Description of the task ▸
Copy out each line that has "this" in it.

Material shown ▸
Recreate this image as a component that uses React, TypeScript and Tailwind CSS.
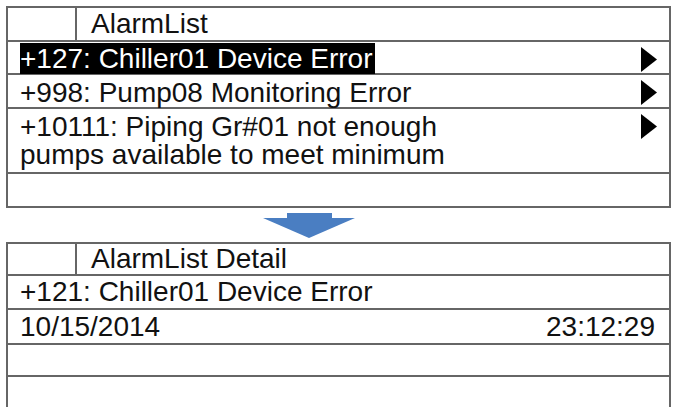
const rowBase = 'flex items-center border-b-2 border-[#666]';

function PlayArrow() {
  return (
    <svg width="16" height="25" viewBox="0 0 16 25" className="shrink-0" aria-hidden>
      <polygon points="0,0 16,12.5 0,25" fill="#000" />
    </svg>
  );
}

function TitleRow({ title, height }: { title: string; height: string }) {
  return (
    <div className={`${rowBase} ${height}`}>
      <div className="h-full w-[69px] shrink-0 border-r-2 border-[#666]" />
      <span className="pl-[14px]">{title}</span>
    </div>
  );
}

function AlarmRow({
  label,
  selected,
  height,
}: {
  label: React.ReactNode;
  selected?: boolean;
  height: string;
}) {
  return (
    <div className={`${rowBase} ${height} items-start justify-between pl-[12px] pr-[12px]`}>
      <span
        className={
          selected
            ? 'mt-[1px] flex h-[31px] items-center bg-black pr-[2px] text-white'
            : 'mt-[4px]'
        }
      >
        {label}
      </span>
      <div className="mt-[5px]">
        <PlayArrow />
      </div>
    </div>
  );
}

function DownArrow() {
  return (
    <svg width="92" height="25" viewBox="0 0 92 25" aria-hidden>
      <rect x="24" y="0" width="45" height="6" fill="#4a7ec2" />
      <polygon points="0,5 92,5 46,25" fill="#4a7ec2" />
    </svg>
  );
}

export default function App() {
  return (
    <div
      className="h-[407px] w-[676px] overflow-hidden bg-white pl-[6px] pr-[5px] pt-[6px] text-[28px] leading-[28px] text-[#111]"
      style={{ fontFamily: '"Liberation Sans", Arial, sans-serif' }}
    >
      <div className="border-x-2 border-t-2 border-[#666]">
        <TitleRow title="AlarmList" height="h-[34px]" />
        <AlarmRow label="+127: Chiller01 Device Error" selected height="h-[33px]" />
        <AlarmRow label="+998: Pump08 Monitoring Error" height="h-[34px]" />
        <AlarmRow
          label={
            <>
              +10111: Piping Gr#01 not enough
              <br />
              pumps available to meet minimum
            </>
          }
          height="h-[65px]"
        />
        <div className={`${rowBase} h-[34px]`} />
      </div>

      <div className="flex h-[34px] items-start justify-center pr-[60px] pt-[5px]">
        <DownArrow />
      </div>

      <div className="border-x-2 border-t-2 border-[#666]">
        <TitleRow title="AlarmList Detail" height="h-[32px]" />
        <div className={`${rowBase} h-[34px] pl-[12px]`}>+121: Chiller01 Device Error</div>
        <div className={`${rowBase} h-[35px] justify-between pl-[12px] pr-[14px]`}>
          <span>10/15/2014</span>
          <span>23:12:29</span>
        </div>
        <div className={`${rowBase} h-[32px]`} />
        <div className={`${rowBase} h-[33px]`} />
      </div>
    </div>
  );
}
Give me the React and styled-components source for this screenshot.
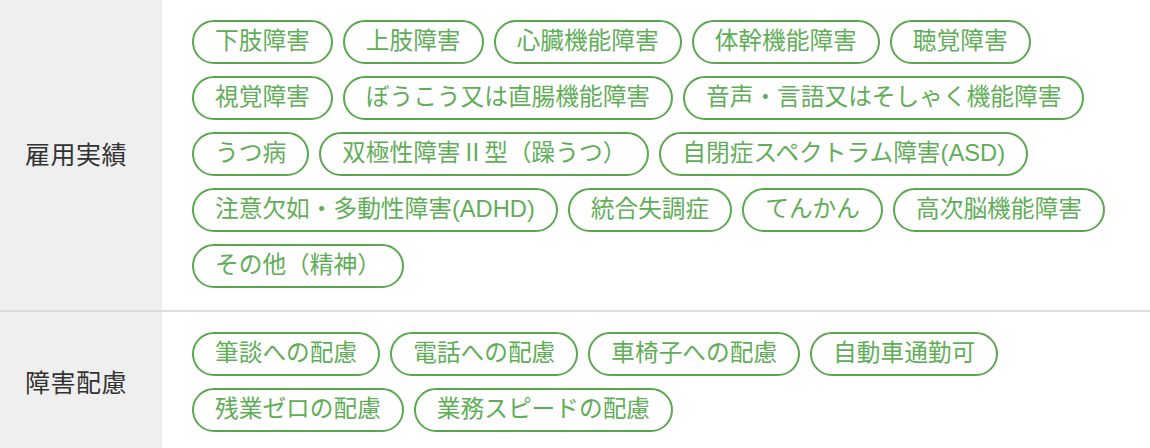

Result of the exercise ▸
Recreate this image as a component that uses React, TypeScript and Tailwind CSS.
Give me the React and styled-components source for this screenshot.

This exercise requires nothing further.